Sylvester Stallone in The Expendables 3THE EXPENDABLES 3

To date, Sylvester Stallone has played Rocky Balboa on-screen six times, John Rambo four times, and, with the release of The Expendables 3, Barney Ross three times. According to the Internet Movie Database, Rambo V, with Stallone writing and starring, is currently in pre-production, and Rocky is set to return in a new feature titled Creed. In other words, Sylvester Stallone is the very last man you'd want handling the remains of your beloved dead horse.

The previews for the 68-year-old's latest cheeky action thriller, meanwhile, are promising "one last ride" with Stallone and his firearm-toting, spine-snapping, wisecrack-tossing team of mercenaries or special ops or whatever the hell they are. But let's get real: You're probably gonna have to pry this series from its star's cold, dead hands. (To the shock of absolutely no one, the IMDb also has a page for the "announced" Expendables 4, with Stallone's Barney Ross "rumored" to appear.) And really, what would be the point of pulling the plug? In order of named appearance in those assaultive previews, the Expendables 3 cast includes (deep breath) Stallone, Jason Statham, Antonio Banderas, Jet Li, Wesley Snipes, Dolph Lundgren, Kelsey Grammer, Terry Crews, Randy Couture, Kellan Lutz, Ronda Rousey, Glen Powell, Victor Ortiz, Mel Gibson, Harrison Ford, and Arnold Schwarzenegger - and only one of their characters is no longer breathing at the film's end. (And even that character could make a wholly improbable yet completely unsurprising reappearance in 4.) The lineup is almost perfectly intact and the negligible plots can be altered ad nauseam ... . Why on Earth should Stallone and company quit this cash cow while they're kind of ahead?
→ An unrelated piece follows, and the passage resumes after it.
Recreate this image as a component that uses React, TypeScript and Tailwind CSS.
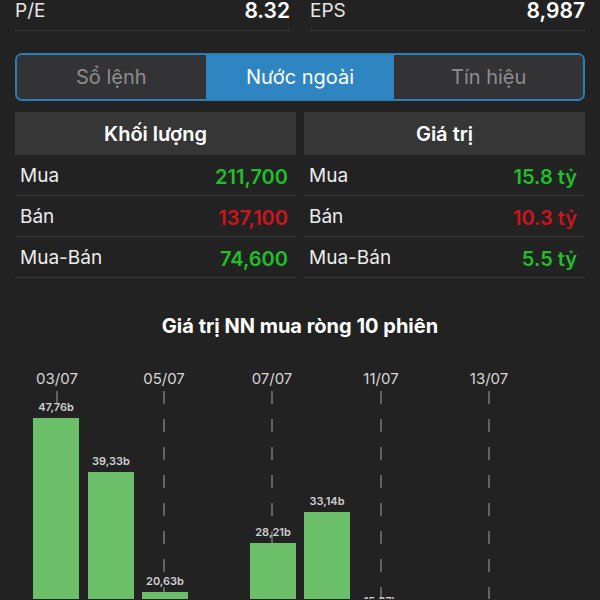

Jason Statham and Wesley Snipes in The Expendables 3Personally, I could name at least a dozen reasons. But fans of Stallone and his Expendables series likely wouldn't care, considering I didn't much enjoy '80s-style blow-'em-ups even before they were retro, and also think all three Rocky/Rambo/Ross franchises should have ended after their second installments. My biggest gripe with director Patrick Hughes' Expendables 3, though, is that even with all the buildings exploding and all the nameless extras being blown to smithereens, it continually exudes a dispiriting, going-through-the-motions blandness. If the first seniors-on-parade blockbuster felt panicked ("Are we pulling this off?") and the second celebratory ("We pulled it off!"), this new outing just seems resigned. The action set pieces are at best perfunctory - there isn't one truly memorable fight or battle sequence in the whole of its two-plus hours - and the performers' geniality, in general, is starting to appear indistinguishable from laziness. Every time Sly and Ah-nuld, the last of the cigar-chomping he-men in modern movies, light their famed stogies here, you sense it's just because the stars felt like having a cigar, damn it, and didn't particularly care whether it happened on-screen or not.

There are exceptions. Franchise freshman Banderas, despite the typically dopey banter, is a hoot, his jumpy, loquacious hyperactivity suggesting a Puss in Boots who just dove headfirst into the catnip. And Gibson, as an apparently back-from-the-dead adversary, actually bothers to give a performance, and displays some of the unpredictable, manic gleam he had back when we all used to like him. But the younger, personality-deprived new recruits are dull - even the lovely Rousey, who resembles a bad-ass Julia Stiles - and most of their elders appear to be merely grinning and bearing it. (It should go without saying that grinning isn't an option for the implacably grouchy Harrison Ford, although it is amusing when he can't understand a word that Statham's Cockney gent is saying.) All told, those performing the film's stuntwork pack more vibrant presence than the cast members they're subbing for, and that might not have been a deal-breaker if the movie's wounded-comrade narrative weren't so dour, and there were more exceptional stunts on display. But with Hughes, even during frenzied combat scenes, so frequently positioning his camera in medium shots or close-ups - the better to see the faces of those, presumably, we're paying to see - we're routinely deprived of both performance joy and the joy of full bodies shown in exciting, action-thriller motion. Even at its most synthetically cheerful, The Expendables 3 is a bummer. At one point, Statham asks, "How much are we gettin' paid for this?" Stallone replies, "Not enough." Oh, I'm betting it was just enough.